SAN FRANCISCO (AP) _ When Patricia Henley was 15, she watched sultry star Susan Hayward smoke on the big screen. It was cool. It was glamorous. She said no one told her it might be deadly.

Three decades later, the former three-pack-a-day smoker with inoperable lung cancer convinced a jury that Philip Morris Cos. concealed the risks and addictiveness of smoking, and the panel rewarded her by returning the largest verdict ever in a tobacco lawsuit filed by an individual _ $51.5 million.

``I feel wonderful,″ said Ms. Henley, who pledged to donate any money she receives to educate youngsters about the dangers of smoking. ``This is a great day for the children.″

Ms. Henley, 52, won $50 million in punitive damages Wednesday on top of $1.5 million in compensation awarded by the Superior Court jury a day earlier.

Although no similar verdict against the tobacco industry has survived on appeal, some say Ms. Henley’s case marks a change in fortune for cigarette makers.

Dr. Stanton Glantz, a University of California, San Francisco professor of medicine who published a book in 1996 that exposed tobacco industry documents, said he believes plaintiffs’ lawyers have learned from mistakes.

``I think you’re just beginning to see the beginning of the dam burst,″ he said. ``The evidence of wrongdoing by the industry is getting overwhelming.″

Ms. Henley thought she had pneumonia when she started coughing and having trouble singing. She was about to record a country and western music compact disc when she finally sought help.

She was diagnosed a year ago with inoperable cancer. Ms. Henley was forced to quit smoking and educate herself about what was in all those Marlboros.

``I went from knowing nothing to knowing too much,″ she said. ``We went into this case figuring we’d never beat big business.″

She sued Philip Morris in May.

Her lawyer, Madelyn Chaber, asked a jury of five men and seven women to ``send a message back to this company that the price of human life cannot be calculated into the cost of doing business.″

Punitive damages were the only way to get the attention of a company worth $3.5 billion, she said.

Two of the 12 jurors, including jury foreman George Loudis, voted against awarding the $50 million in punitive damages. He supported punitive damages of $15 million.

``Our decision was based on a lot of evidence, the suppression of known facts by Philip Morris,″ Loudis said. ``They had a lot of information they just didn’t give out.″

William Ohlemeyer, who represents Philip Morris, said Wednesday that the company would appeal.

``The jurors unfortunately let their feelings of sympathy get in the way,″ he said.

The case is California’s first since the repeal of a 1987 state law that banned lawsuits by cigarette smokers on the basis that the risks of smoking were well known. Dozens of cases pending at the time were dismissed.

In 1997, then-state Attorney General Dan Lungren joined justice officials in other states in suing the tobacco industry, and the state Legislature repealed the ban on individual lawsuits.

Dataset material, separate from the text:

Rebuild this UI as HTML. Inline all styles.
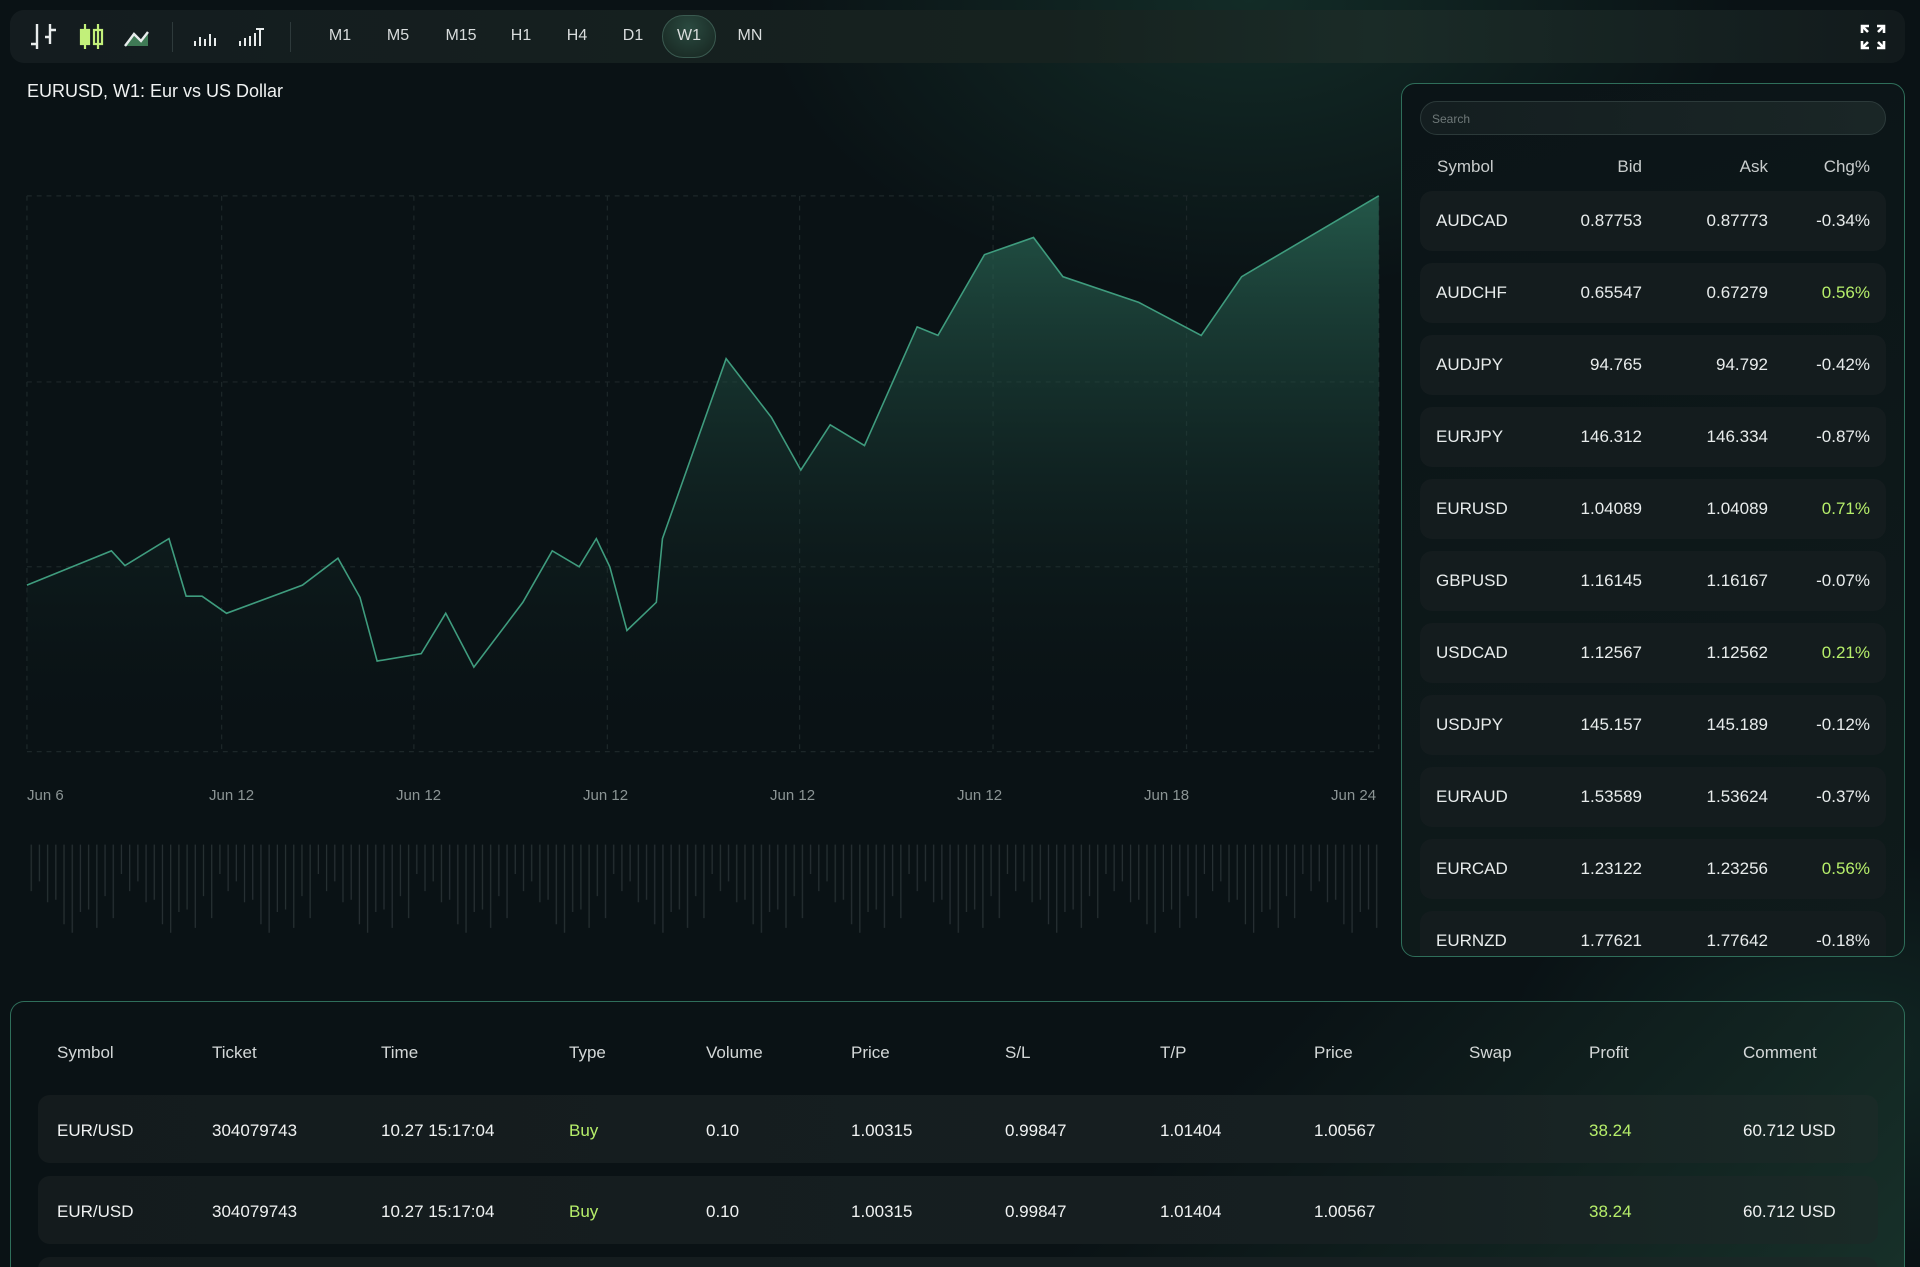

The tobacco industry reached a $206 billion legal settlement with states in November, but cigarette makers still face individual and class-action claims.

However, jury awards in such cases are rare. Two verdicts in Florida and one in New Jersey against cigarette makers were all overturned by appeals courts.

Although Ms. Henley’s lung cancer is in remission, she said it’s not likely she’ll live to see her granddaughters, ages 2 and 10, grow up.

``My battle’s over. It’s just a matter of time,″ she said.